Cohomological Obstructions to Global Counterfactuals: A Sheaf-Theoretic Foundation for Generative Causal Models

Current continuous generative models (e.g., Diffusion Models, Flow Matching) implicitly assume that locally consistent causal mechanisms naturally yield globally coherent counterfactuals. In this paper, we prove that this assumption fails fundamentally when the causal graph exhibits non-trivial homology (e.g., structural conflicts or hidden confounders). We formalize structural causal models as cellular sheaves over Wasserstein spaces, providing a strict algebraic topological definition of cohomological obstructions in measure spaces. To ensure computational tractability and avoid deterministic singularities (which we define as manifold tearing), we introduce entropic regularization and derive the Entropic Wasserstein Causal Sheaf Laplacian, a novel system of coupled non-linear Fokker-Planck equations. Crucially, we prove an entropic pullback lemma for the first variation of pushforward measures. By integrating this with the Implicit Function Theorem (IFT) on Sinkhorn optimality conditions, we establish a direct algorithmic bridge to automatic differentiation (VJP), achieving O(1)-memory reverse-mode gradients strictly independent of the iteration horizon.
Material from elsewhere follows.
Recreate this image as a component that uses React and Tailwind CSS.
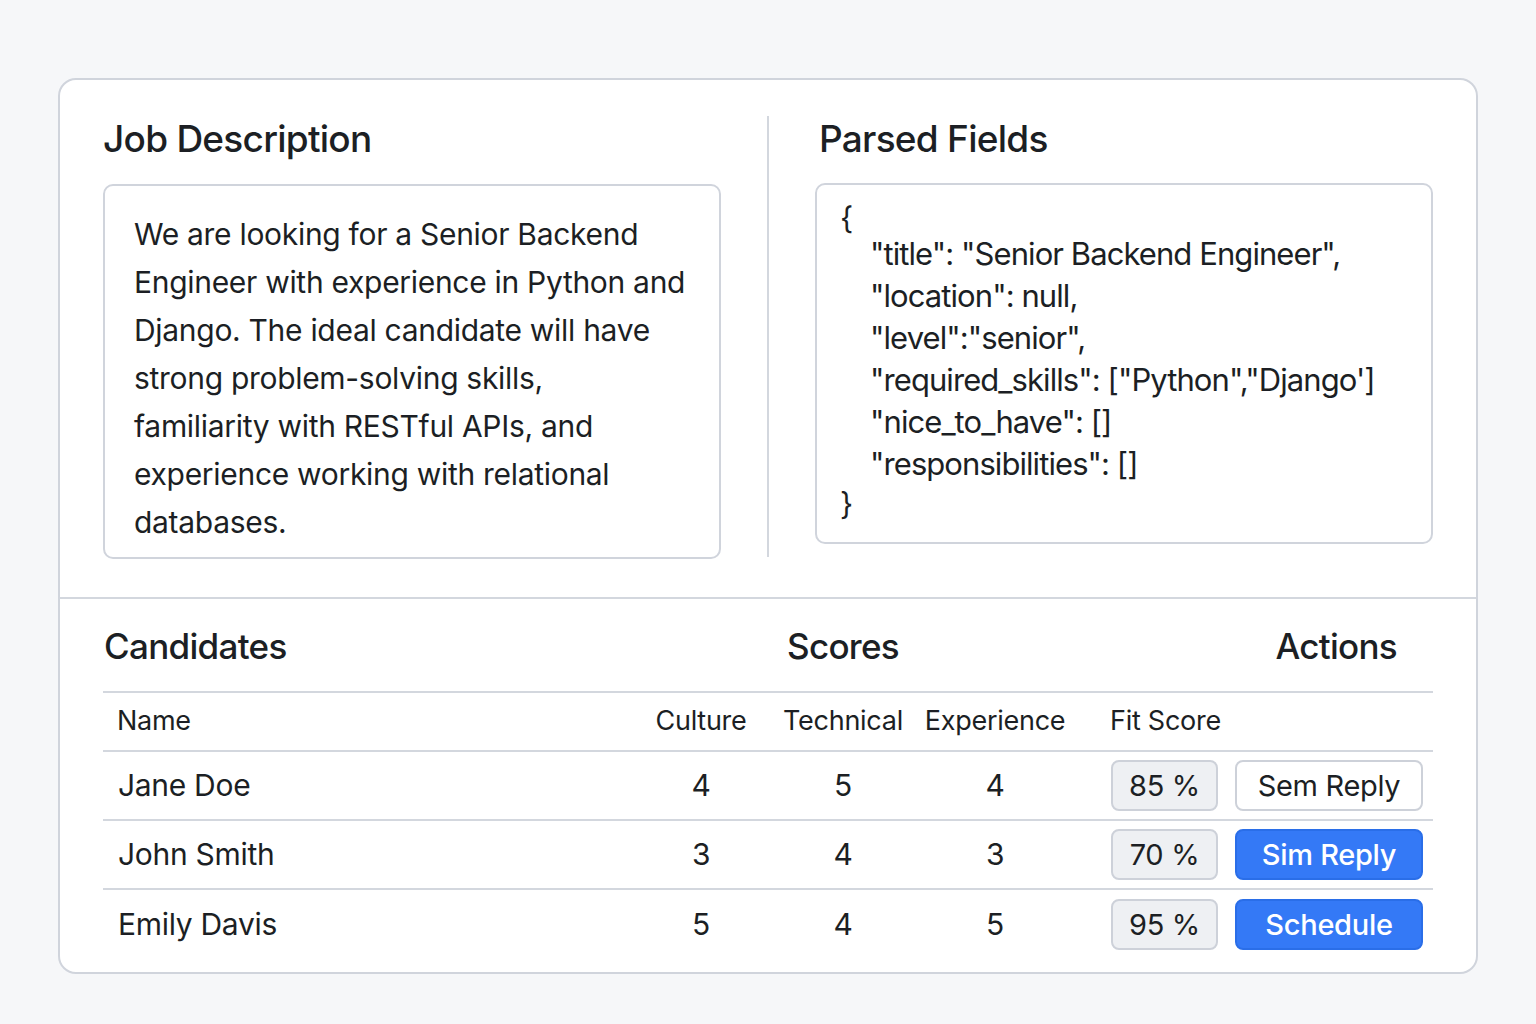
const candidates = [
  { name: 'Jane Doe', culture: 4, technical: 5, experience: 4, fit: '85 %', action: 'Sem Reply', primary: false },
  { name: 'John Smith', culture: 3, technical: 4, experience: 3, fit: '70 %', action: 'Sim Reply', primary: true },
  { name: 'Emily Davis', culture: 5, technical: 4, experience: 5, fit: '95 %', action: 'Schedule', primary: true },
]

const jobLines = [
  'We are looking for a Senior Backend',
  'Engineer with experience in Python and',
  'Django. The ideal candidate will have',
  'strong problem-solving skills,',
  'familiarity with RESTful APIs, and',
  'experience working with relational',
  'databases.',
]

const cols = 'grid grid-cols-[535px_126px_158px_146px_158px_1fr]'

export default function App() {
  return (
    <div className="min-h-screen bg-[#f6f7f9] pt-[78px] pl-[58px] font-['Inter',sans-serif] text-[#1c1f24]">
      <div className="w-[1420px] h-[896px] bg-white border-2 border-[#d0d4dc] rounded-[18px] overflow-hidden flex flex-col">
        {/* Top section */}
        <div className="flex px-[43px] pt-[34px] pb-[38px] border-b-2 border-[#d3d7de]">
          <div className="w-[620px]">
            <h2 className="text-[37px] leading-[50px] font-medium tracking-[-0.02em]">Job Description</h2>
            <div className="mt-[20px] h-[375px] border-2 border-[#d0d4dc] rounded-[10px] pl-[29px] pt-[24px] text-[30px] leading-[48px] tracking-[-0.01em] whitespace-nowrap">
              {jobLines.map((l) => (
                <div key={l}>{l}</div>
              ))}
            </div>
          </div>
          <div className="mx-[46px] w-[2px] bg-[#d3d7de] mt-[2px] mb-[2px]" />
          <div className="w-[620px]">
            <h2 className="text-[37px] leading-[50px] font-medium tracking-[-0.02em] pl-[4px]">Parsed Fields</h2>
            <div className="mt-[19px] h-[361px] border-2 border-[#d0d4dc] rounded-[10px] pl-[23px] pt-[18px] text-[31px] leading-[42px] tracking-[-0.03em] whitespace-nowrap">
              <div className="leading-[30px]">{'{'}</div>
              <div className="pl-[30px]">
                <div>"title": "Senior Backend Engineer",</div>
                <div>"location": null,</div>
                <div>"level":"senior",</div>
                <div>"required_skills": ["Python","Django']</div>
                <div>"nice_to_have": []</div>
                <div>"responsibilities": []</div>
              </div>
              <div className="leading-[38px]">{'}'}</div>
            </div>
          </div>
        </div>

        {/* Candidates */}
        <div className="px-[43px] pt-[22px]">
          <div className={`${cols} items-start h-[72px] border-b-2 border-[#d3d7de] text-[35px] leading-[50px] font-medium tracking-[-0.02em]`}>
            <div className="pl-[1px]">Candidates</div>
            <div />
            <div className="text-center whitespace-nowrap">Scores</div>
            <div />
            <div />
            <div className="text-right pr-[36px]">Actions</div>
          </div>
          <div className={`${cols} items-center h-[59px] border-b-2 border-[#d3d7de] text-[27px] tracking-[-0.01em]`}>
            <div className="pl-[14px]">Name</div>
            <div className="text-center">Culture</div>
            <div className="text-center">Technical</div>
            <div className="text-center">Experience</div>
            <div className="pl-[42px] whitespace-nowrap">Fit Score</div>
            <div />
          </div>
          {candidates.map((c, i) => (
            <div
              key={c.name}
              className={`${cols} items-center h-[69px] text-[30px] tracking-[-0.01em] ${i < candidates.length - 1 ? 'border-b-2 border-[#d3d7de]' : ''}`}
            >
              <div className="pl-[15px]">{c.name}</div>
              <div className="text-center">{c.culture}</div>
              <div className="text-center">{c.technical}</div>
              <div className="text-center">{c.experience}</div>
              <div className="pl-[43px]">
                <div className="w-[107px] h-[51px] flex items-center justify-center bg-[#eef0f3] border-2 border-[#cdd1d9] rounded-[8px] text-[29px]">
                  {c.fit}
                </div>
              </div>
              <div className="pl-[9px]">
                <button
                  className={`w-[188px] h-[51px] flex items-center justify-center rounded-[8px] border-2 text-[29px] ${
                    c.primary
                      ? 'bg-[#3479f6] border-[#2a6ee8] text-white font-medium'
                      : 'bg-white border-[#cdd1d9] text-[#1c1f24]'
                  }`}
                >
                  {c.action}
                </button>
              </div>
            </div>
          ))}
        </div>
      </div>
    </div>
  )
}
Empirically, our framework successfully leverages thermodynamic noise to navigate topological barriers ("entropic tunneling") in high-dimensional scRNA-seq counterfactuals. Finally, we invert this theoretical framework to introduce the Topological Causal Score, demonstrating that our Sheaf Laplacian acts as a highly sensitive algebraic detector for topology-aware causal discovery.